The invading army is believed to have slaughtered men and women in Bhaktapur. However, how many people were killed is not clear. The Swayambhu inscription also says that the Pashupatinath Temple was also damaged considerably.

Historical records have not been found to precisely say how long the incursion lasted, but it is believed that the Shamshuddin’s army retreated soon. Acharya believes that it was also probable that the invaders from Bengal found it difficult to endure the cold climate of the Valley. But Nepali resistance could have also driven them out or a treaty was signed to end the fighting. Neither records from Nepal nor Bengal speak of what led to the end of the intrusion. The other theory is that Shamsuddin was handed such big defeat in Kathmandu that his chroniclers decided to omit the entire episode in their records.
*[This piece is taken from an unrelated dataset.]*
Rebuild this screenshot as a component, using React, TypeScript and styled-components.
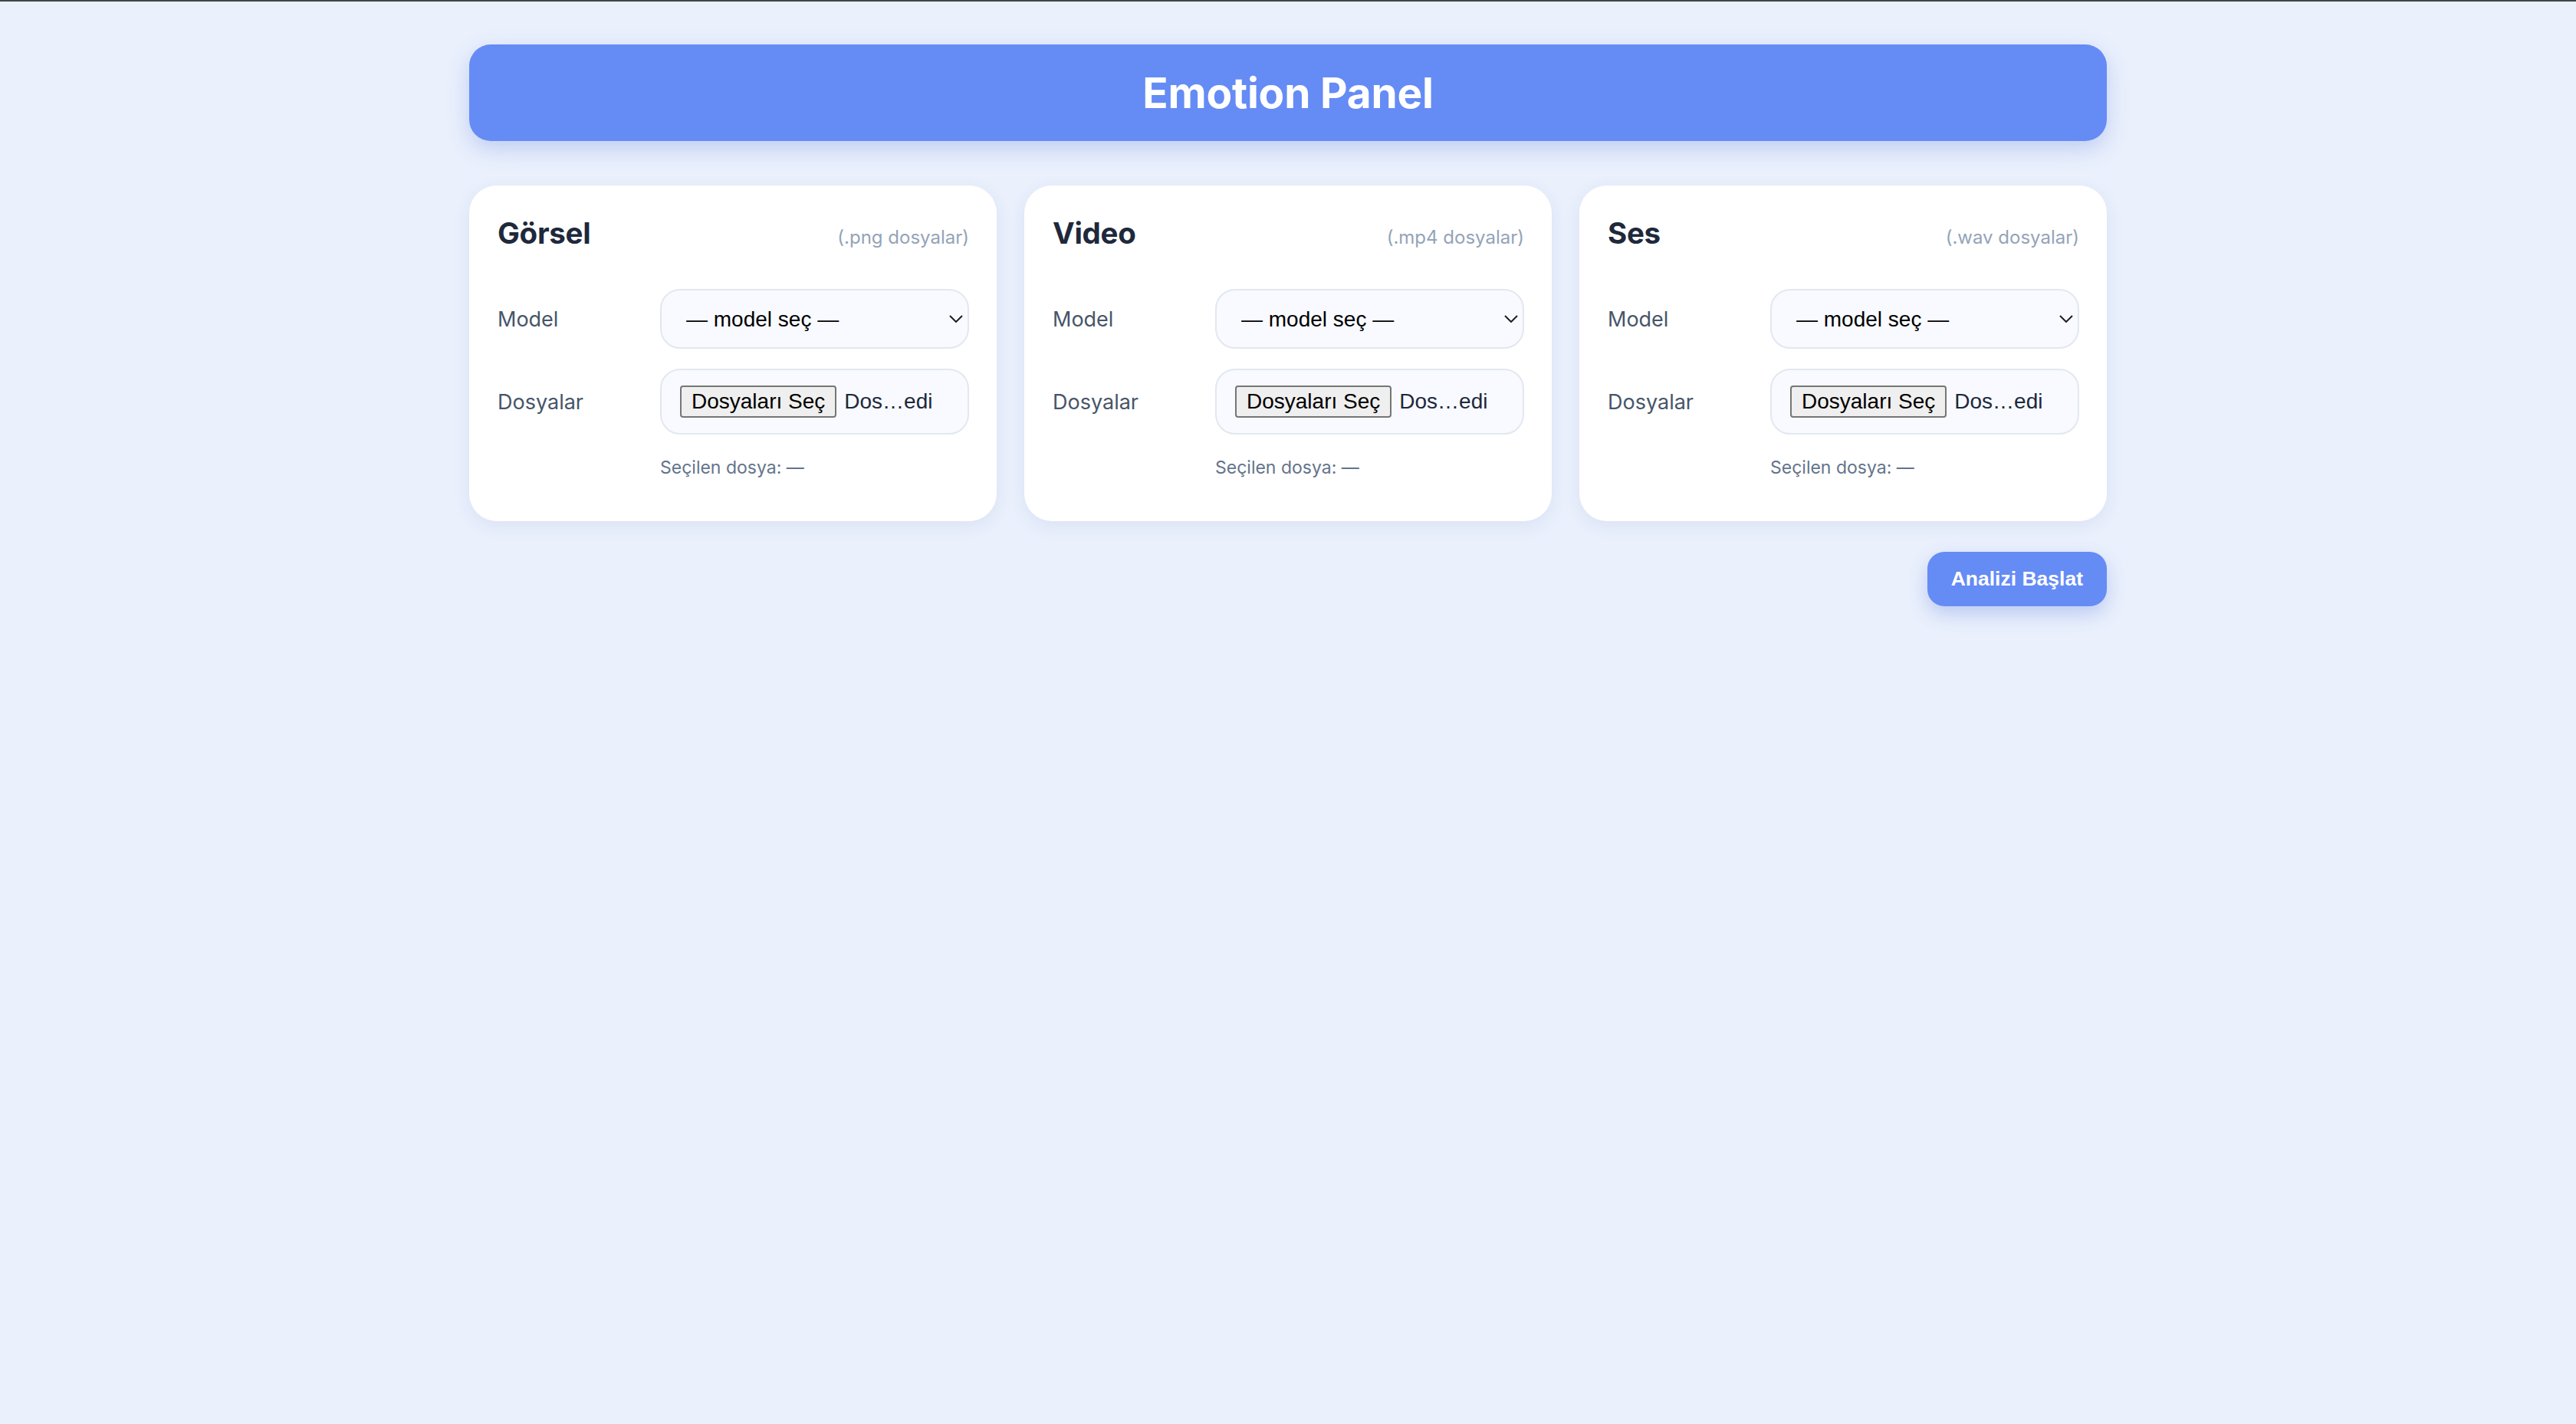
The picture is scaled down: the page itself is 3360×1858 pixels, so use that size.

Following the incursion, Jayaarjun Deva, the son of Jayaraja, is believed to have ascended the throne of the two kingdoms. He is believed to have turned to the treasury of the Pashupatinath Temple to finance the reconstruction of the town that had been looted by Shamsuddin. According to historian Regmi, Rajaharsha, the son of then minister Ranashakti Malla Bhalloka, played an important role in reconstructing the Mahachaitya.

According to Acharya, the effect of the invasion did not last more than a century. The chaityas and temples which had been burnt or destroyed were reconstructed one after another. The process of reconstruction must have been completed by the beginning of Jayasthiti Malla’s rule (1418-52), which took Nepal to the height of progress.